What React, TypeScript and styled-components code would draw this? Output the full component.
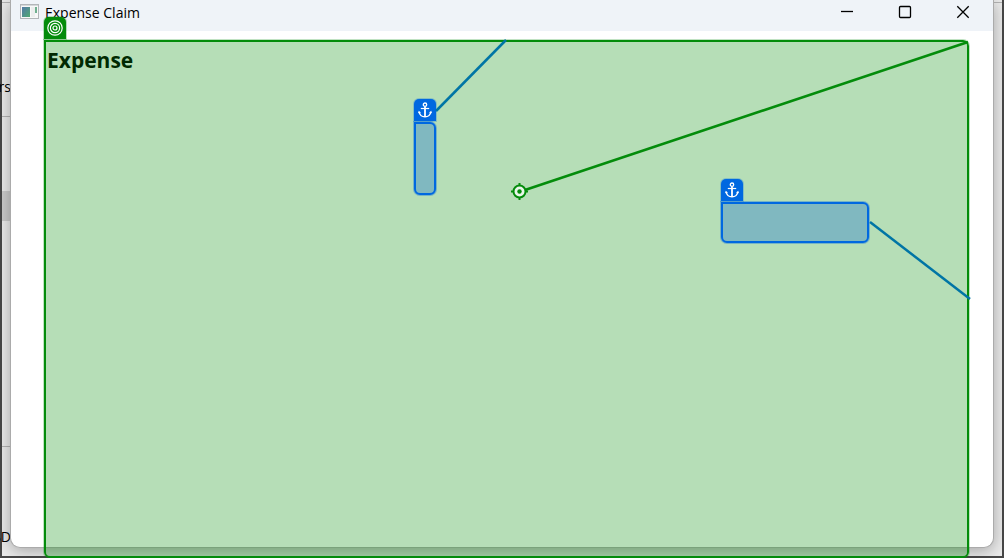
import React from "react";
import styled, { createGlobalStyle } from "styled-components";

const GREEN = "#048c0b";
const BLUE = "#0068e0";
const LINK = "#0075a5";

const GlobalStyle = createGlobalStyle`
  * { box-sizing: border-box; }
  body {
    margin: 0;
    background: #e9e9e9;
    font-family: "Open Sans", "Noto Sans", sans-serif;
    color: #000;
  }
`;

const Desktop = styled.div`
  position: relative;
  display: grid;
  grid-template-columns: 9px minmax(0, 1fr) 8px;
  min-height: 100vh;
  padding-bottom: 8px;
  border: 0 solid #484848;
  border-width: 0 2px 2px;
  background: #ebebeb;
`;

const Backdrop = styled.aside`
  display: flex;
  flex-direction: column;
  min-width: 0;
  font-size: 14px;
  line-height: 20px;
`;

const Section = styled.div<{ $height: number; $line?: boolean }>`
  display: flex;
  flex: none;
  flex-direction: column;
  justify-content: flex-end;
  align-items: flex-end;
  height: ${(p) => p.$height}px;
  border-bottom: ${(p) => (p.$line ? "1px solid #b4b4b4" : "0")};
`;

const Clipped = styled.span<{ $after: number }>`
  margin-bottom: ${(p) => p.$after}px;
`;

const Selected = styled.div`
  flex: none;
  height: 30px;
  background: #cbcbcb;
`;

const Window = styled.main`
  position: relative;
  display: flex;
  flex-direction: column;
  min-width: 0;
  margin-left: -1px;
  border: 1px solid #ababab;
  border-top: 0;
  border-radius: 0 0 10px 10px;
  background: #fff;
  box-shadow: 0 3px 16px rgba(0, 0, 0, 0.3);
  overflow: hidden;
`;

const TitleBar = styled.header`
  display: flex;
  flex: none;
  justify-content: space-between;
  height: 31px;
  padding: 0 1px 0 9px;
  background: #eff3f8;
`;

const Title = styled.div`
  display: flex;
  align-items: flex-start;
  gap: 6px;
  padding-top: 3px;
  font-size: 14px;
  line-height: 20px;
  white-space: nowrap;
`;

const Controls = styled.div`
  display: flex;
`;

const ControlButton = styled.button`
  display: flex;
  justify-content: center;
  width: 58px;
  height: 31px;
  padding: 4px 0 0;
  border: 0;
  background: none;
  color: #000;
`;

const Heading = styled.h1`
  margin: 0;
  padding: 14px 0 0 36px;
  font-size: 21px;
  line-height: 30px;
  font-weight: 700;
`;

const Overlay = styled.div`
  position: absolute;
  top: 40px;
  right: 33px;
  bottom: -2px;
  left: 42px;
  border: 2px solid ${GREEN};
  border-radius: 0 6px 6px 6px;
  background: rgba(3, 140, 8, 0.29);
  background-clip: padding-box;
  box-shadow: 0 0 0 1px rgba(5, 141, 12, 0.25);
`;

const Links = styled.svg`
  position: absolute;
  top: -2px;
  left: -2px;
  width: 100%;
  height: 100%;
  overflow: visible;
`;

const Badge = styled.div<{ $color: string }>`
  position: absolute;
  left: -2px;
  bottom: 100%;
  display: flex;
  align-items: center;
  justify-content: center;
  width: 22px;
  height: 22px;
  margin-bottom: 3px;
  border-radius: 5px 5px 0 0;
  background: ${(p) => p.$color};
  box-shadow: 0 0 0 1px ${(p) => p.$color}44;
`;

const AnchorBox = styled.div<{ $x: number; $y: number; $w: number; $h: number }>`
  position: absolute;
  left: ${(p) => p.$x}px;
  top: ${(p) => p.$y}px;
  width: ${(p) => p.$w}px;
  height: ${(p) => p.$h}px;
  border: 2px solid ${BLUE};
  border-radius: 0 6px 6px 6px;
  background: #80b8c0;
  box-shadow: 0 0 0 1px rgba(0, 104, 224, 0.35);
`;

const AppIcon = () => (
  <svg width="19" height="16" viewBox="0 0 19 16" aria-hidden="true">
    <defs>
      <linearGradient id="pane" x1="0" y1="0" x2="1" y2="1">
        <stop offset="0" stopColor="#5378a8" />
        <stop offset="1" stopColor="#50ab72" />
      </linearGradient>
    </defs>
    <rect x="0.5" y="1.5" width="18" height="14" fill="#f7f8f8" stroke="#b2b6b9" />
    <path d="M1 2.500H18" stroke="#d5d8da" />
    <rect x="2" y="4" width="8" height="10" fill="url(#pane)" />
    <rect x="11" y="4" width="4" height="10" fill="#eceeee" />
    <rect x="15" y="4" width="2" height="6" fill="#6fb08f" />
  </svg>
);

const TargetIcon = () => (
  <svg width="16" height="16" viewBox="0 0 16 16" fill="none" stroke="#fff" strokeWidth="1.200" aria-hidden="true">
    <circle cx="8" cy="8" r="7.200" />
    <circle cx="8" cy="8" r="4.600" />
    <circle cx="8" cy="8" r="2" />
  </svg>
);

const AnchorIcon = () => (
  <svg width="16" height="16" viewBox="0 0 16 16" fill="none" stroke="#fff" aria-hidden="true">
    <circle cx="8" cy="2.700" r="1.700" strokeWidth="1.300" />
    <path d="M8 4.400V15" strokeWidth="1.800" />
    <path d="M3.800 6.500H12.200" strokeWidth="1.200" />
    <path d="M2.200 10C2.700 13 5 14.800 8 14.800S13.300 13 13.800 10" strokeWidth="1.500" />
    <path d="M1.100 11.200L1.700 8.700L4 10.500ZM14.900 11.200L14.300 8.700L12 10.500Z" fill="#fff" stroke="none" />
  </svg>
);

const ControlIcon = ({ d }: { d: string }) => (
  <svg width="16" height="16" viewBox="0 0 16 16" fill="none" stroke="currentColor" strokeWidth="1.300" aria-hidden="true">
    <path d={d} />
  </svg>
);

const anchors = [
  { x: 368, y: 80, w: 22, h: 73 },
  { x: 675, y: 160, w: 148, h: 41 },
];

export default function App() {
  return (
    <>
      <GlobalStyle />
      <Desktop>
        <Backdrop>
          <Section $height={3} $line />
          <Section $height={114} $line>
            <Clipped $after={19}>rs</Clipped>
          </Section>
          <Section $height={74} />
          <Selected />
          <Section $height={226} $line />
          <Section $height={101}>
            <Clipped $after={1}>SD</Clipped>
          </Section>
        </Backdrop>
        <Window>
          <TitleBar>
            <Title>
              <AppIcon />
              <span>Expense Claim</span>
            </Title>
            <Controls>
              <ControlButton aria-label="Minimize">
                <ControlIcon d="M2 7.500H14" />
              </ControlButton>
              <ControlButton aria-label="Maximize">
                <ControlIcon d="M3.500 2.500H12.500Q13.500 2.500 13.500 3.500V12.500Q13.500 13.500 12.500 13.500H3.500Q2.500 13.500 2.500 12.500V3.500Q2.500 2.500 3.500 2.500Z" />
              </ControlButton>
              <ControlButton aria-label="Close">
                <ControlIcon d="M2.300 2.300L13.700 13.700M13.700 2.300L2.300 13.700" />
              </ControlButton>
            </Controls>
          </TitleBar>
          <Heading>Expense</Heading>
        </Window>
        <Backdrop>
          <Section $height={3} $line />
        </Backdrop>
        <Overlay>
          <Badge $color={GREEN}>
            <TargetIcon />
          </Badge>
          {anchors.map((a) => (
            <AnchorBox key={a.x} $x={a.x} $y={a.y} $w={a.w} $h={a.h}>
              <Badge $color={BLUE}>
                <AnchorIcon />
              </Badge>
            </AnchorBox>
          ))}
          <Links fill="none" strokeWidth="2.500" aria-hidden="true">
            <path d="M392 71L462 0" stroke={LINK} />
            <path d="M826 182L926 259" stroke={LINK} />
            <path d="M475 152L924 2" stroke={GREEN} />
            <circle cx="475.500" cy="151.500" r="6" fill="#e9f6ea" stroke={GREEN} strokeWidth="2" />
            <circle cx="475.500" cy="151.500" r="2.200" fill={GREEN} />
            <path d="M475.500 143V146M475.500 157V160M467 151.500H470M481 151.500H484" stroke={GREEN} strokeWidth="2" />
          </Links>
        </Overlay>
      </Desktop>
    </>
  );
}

◆ **Written instruction**
Which lines hold the string "React"? List them all.

◆ **Answer**
What React, TypeScript and styled-components code would draw this? Output the full component.
import React from "react";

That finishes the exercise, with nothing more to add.